In traditional Jewish law (halachah), a boy was deemed to be Bar Mitzvah on his thirteenth birthday. A girl achieved majority at the age of twelve. From the age of twelve, for a girl, and thirteen, for a boy, the child assumed responsibility for themselves with regard to the performance of the mitzvot (the commandments). For a boy, this meant that he was eligible to be called up to the Torah and to perform other positive commandments. It also meant that the young person had to undertake responsibility to observe the negative prohibitions. Before his thirteenth birthday, his father was responsible for his son’s observance of the commandments.

From about the Middle Ages, a boy would be called up to read from the Torah on the Shabbat after his thirteenth birthday to mark the transition from minor to ‘adult’ status according to traditional Jewish law.

Reform Judaism regards the moment of B'Mitzvah in a slightly different way. To begin with, it also allows and encourages girls to become B'Mitzvah at the age of thirteen. Traditionally, a girl did not participate in any ceremony to mark her transition from childhood to the age of majority.

Our young teens who become B'Mitzvah in our Synagogue are taking an important first step in their Jewish life. Of course, they will already have come from Jewish homes, celebrated the festivals and Shabbat and been taught Jewish values, and have attended Cheder or Jewish day-school, but marking their becoming B'Mitzvah is a decision they make for themselves. On one level, it is a declaration of their seriousness and commitment to Judaism. They will have pursued an intensive course of study and preparation leading up to their becoming B'Mitzvah.
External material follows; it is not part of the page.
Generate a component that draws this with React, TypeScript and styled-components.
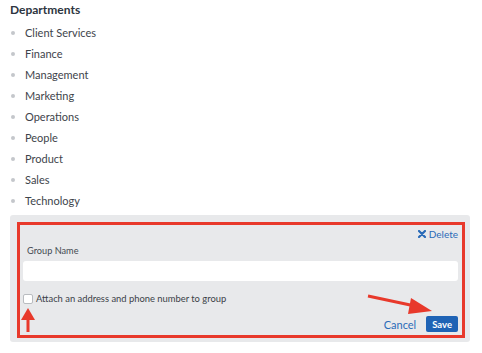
import React from "react";
import styled, { createGlobalStyle } from "styled-components";

const GlobalStyle = createGlobalStyle`
  body {
    margin: 0;
    background: #ffffff;
    font-family: Lato, "Liberation Sans", Arial, sans-serif;
    color: #3b4148;
  }
`;

const Page = styled.div`
  padding: 2px 12px 0 10px;
  width: 460px;
`;

const Heading = styled.h2`
  margin: 0;
  font-size: 12px;
  font-weight: 700;
  color: #2d3540;
  line-height: 16px;
`;

const DeptList = styled.ul`
  list-style: none;
  margin: 4px 0 0;
  padding: 0;
`;

const DeptItem = styled.li`
  display: flex;
  align-items: center;
  height: 21px;
  font-size: 11px;
  color: #3e444b;
  &::before {
    content: "";
    width: 4px;
    height: 4px;
    border-radius: 50%;
    background: #c4c7cb;
    margin: 0 10px 0 1px;
  }
`;

const Panel = styled.div`
  position: relative;
  margin-top: 4px;
  background: #e8e9eb;
  border-radius: 3px;
  padding: 7px 5px 4px 7px;
`;

const Highlight = styled.div`
  border: 3px solid #e8392b;
  padding: 3px 4px 3px 3px;
`;

const TopRow = styled.div`
  display: flex;
  justify-content: flex-end;
  height: 12px;
`;

const DeleteLink = styled.a`
  display: flex;
  align-items: center;
  gap: 3px;
  font-size: 10px;
  color: #2a6bb8;
  text-decoration: none;
`;

const FieldLabel = styled.label`
  display: block;
  margin: 5px 0 0 4px;
  font-size: 9.2px;
  color: #444a51;
`;

const TextInput = styled.div`
  height: 20px;
  margin-top: 5px;
  background: #ffffff;
  border-radius: 3px;
`;

const CheckRow = styled.label`
  display: flex;
  align-items: center;
  gap: 3px;
  margin-top: 12px;
  font-size: 9.4px;
  color: #3b4148;
`;

const CheckBox = styled.span`
  width: 8px;
  height: 8px;
  border: 1px solid #b9bcc0;
  border-radius: 2px;
  background: #ffffff;
`;

const ActionRow = styled.div`
  display: flex;
  justify-content: flex-end;
  align-items: center;
  gap: 10px;
  margin-top: 12px;
`;

const CancelLink = styled.span`
  font-size: 11px;
  color: #2a6bb8;
`;

const SaveButton = styled.button`
  height: 16px;
  padding: 0 6px;
  border: none;
  border-radius: 2px;
  background: #1f63b5;
  color: #ffffff;
  font-family: inherit;
  font-weight: 700;
  font-size: 9.5px;
`;

const ArrowLayer = styled.svg`
  position: absolute;
  left: 0;
  top: 0;
  pointer-events: none;
`;

const departments = [
  "Client Services",
  "Finance",
  "Management",
  "Marketing",
  "Operations",
  "People",
  "Product",
  "Sales",
  "Technology",
];

export default function App() {
  return (
    <>
      <GlobalStyle />
      <Page>
        <Heading>Departments</Heading>
        <DeptList>
          {departments.map((d) => (
            <DeptItem key={d}>{d}</DeptItem>
          ))}
        </DeptList>
        <Panel>
          <Highlight>
            <TopRow>
              <DeleteLink>
                <svg width="8" height="8" viewBox="0 0 8 8">
                  <path d="M1 1 L7 7 M7 1 L1 7" stroke="#2a6bb8" strokeWidth="2.2" strokeLinecap="round" />
                </svg>
                Delete
              </DeleteLink>
            </TopRow>
            <FieldLabel>Group Name</FieldLabel>
            <TextInput />
            <CheckRow>
              <CheckBox />
              Attach an address and phone number to group
            </CheckRow>
            <ActionRow>
              <CancelLink>Cancel</CancelLink>
              <SaveButton>Save</SaveButton>
            </ActionRow>
          </Highlight>
          <ArrowLayer width="460" height="128" viewBox="0 0 460 128">
            <line x1="18" y1="117" x2="18" y2="104" stroke="#e8392b" strokeWidth="3" />
            <polygon points="11,105 25,105 18,93" fill="#e8392b" />
            <line x1="358" y1="81" x2="405" y2="91" stroke="#e8392b" strokeWidth="3" />
            <polygon points="401,83 398,99 422,96" fill="#e8392b" />
          </ArrowLayer>
        </Panel>
      </Page>
    </>
  );
}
On another level, it marks the transition from childhood to puberty and the physical and emotional changes that take place in a child as they enter their teenage years. It is right that Judaism should mark these moments with a rite of passage. In more than one way, it is also an initiation rite. Each of them must master the skill of reading Hebrew, lead the congregation in public prayer and read or chant from the Torah. There is a fair amount to be learnt before becoming B'Mitzvah.